What is needed
Gather every line below where "index" appears.

Recorded information

- - - -

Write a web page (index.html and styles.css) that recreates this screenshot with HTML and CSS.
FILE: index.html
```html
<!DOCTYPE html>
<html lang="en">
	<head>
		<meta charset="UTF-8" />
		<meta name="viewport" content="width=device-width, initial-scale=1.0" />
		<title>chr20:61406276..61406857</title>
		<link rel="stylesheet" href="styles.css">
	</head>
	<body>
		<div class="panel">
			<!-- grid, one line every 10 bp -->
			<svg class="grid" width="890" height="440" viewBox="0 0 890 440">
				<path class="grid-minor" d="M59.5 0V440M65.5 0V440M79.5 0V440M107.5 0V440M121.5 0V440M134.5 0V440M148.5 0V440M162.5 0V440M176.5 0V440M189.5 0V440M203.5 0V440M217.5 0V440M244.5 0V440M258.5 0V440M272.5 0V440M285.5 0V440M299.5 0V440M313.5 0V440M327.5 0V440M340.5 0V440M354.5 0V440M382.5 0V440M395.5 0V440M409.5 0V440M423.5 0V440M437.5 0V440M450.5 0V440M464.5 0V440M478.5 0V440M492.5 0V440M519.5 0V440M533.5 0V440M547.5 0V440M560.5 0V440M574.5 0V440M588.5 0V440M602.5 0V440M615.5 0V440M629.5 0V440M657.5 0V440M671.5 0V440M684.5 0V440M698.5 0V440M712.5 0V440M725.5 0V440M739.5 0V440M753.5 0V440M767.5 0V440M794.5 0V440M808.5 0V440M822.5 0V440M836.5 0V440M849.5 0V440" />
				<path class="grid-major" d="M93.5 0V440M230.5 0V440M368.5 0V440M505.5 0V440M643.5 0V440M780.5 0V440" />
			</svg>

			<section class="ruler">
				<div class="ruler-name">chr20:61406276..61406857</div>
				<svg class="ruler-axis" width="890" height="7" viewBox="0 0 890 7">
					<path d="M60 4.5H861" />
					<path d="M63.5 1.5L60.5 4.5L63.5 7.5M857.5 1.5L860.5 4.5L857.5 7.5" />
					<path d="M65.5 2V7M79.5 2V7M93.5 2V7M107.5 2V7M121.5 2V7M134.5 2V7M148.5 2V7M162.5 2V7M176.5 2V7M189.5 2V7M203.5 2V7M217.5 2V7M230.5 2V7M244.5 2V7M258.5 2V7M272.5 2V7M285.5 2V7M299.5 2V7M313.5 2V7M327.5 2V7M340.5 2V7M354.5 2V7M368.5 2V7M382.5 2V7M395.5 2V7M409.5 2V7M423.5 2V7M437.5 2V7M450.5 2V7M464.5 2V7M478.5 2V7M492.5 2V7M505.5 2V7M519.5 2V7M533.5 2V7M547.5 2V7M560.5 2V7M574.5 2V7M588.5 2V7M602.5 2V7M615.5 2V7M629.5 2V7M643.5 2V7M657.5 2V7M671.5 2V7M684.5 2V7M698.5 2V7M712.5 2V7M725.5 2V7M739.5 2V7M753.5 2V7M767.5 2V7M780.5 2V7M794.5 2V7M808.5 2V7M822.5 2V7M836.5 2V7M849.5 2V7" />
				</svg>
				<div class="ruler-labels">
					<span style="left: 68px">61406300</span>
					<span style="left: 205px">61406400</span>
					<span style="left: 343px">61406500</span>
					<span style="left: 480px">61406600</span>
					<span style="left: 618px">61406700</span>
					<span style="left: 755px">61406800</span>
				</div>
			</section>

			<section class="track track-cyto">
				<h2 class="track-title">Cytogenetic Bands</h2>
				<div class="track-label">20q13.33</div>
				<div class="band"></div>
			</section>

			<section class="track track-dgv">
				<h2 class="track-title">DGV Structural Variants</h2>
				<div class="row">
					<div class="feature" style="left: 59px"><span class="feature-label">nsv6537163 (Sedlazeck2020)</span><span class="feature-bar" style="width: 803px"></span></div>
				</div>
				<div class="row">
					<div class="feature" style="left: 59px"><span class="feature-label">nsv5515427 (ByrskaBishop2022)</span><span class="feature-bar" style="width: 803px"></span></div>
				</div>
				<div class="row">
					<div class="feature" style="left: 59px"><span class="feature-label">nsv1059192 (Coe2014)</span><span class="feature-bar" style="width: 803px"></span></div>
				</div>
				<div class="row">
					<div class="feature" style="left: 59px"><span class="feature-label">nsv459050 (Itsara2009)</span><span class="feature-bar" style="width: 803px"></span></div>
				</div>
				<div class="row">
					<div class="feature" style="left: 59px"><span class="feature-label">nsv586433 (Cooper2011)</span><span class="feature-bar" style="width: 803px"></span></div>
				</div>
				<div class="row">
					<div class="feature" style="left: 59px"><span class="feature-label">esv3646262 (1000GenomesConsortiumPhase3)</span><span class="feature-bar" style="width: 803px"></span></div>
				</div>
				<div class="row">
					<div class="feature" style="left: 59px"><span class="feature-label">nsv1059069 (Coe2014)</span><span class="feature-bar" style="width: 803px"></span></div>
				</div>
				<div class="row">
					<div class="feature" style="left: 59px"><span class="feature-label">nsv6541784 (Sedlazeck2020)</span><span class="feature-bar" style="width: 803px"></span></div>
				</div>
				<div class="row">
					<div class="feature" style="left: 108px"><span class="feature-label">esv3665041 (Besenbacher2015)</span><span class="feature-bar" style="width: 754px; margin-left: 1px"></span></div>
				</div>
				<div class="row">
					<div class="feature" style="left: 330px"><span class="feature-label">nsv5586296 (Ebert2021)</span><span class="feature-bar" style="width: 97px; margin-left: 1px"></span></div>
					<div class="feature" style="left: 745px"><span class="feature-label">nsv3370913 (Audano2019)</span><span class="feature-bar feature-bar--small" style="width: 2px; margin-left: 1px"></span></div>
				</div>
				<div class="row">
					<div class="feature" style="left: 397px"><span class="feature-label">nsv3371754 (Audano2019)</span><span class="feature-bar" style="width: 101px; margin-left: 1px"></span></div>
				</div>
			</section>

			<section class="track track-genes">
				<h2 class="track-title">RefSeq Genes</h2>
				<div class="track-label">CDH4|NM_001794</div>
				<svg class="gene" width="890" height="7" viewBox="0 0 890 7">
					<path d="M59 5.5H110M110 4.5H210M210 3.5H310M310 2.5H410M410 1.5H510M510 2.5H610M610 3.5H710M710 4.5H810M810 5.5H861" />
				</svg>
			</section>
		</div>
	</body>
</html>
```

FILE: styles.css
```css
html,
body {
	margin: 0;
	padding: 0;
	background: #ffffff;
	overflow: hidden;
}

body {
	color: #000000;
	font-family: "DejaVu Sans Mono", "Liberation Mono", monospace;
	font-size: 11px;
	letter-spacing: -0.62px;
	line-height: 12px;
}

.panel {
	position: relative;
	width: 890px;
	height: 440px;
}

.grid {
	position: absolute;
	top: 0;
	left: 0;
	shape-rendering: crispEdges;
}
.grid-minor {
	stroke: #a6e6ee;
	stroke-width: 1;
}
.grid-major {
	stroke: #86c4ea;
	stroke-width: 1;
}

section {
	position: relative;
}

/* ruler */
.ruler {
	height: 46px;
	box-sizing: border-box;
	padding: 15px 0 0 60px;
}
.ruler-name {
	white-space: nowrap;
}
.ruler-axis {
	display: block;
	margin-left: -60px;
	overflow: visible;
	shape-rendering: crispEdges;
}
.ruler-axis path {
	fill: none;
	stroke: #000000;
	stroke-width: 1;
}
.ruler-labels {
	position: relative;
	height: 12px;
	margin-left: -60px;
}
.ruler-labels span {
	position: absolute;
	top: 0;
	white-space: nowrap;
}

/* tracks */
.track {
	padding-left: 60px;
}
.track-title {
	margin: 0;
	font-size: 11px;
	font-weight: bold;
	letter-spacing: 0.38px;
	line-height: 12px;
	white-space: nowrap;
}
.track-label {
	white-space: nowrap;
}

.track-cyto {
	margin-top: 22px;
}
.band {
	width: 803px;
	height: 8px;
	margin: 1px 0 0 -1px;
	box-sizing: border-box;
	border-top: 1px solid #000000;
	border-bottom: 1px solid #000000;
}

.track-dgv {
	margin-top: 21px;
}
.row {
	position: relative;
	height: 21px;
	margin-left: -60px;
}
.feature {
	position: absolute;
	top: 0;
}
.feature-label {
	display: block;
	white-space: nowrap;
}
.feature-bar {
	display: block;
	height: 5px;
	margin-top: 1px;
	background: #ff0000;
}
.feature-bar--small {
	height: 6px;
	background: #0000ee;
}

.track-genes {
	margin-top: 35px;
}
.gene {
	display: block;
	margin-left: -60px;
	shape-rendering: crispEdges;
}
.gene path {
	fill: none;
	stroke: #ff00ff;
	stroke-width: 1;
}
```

- - - -

Task response
Write a web page (index.html and styles.css) that recreates this screenshot with HTML and CSS.
FILE: index.html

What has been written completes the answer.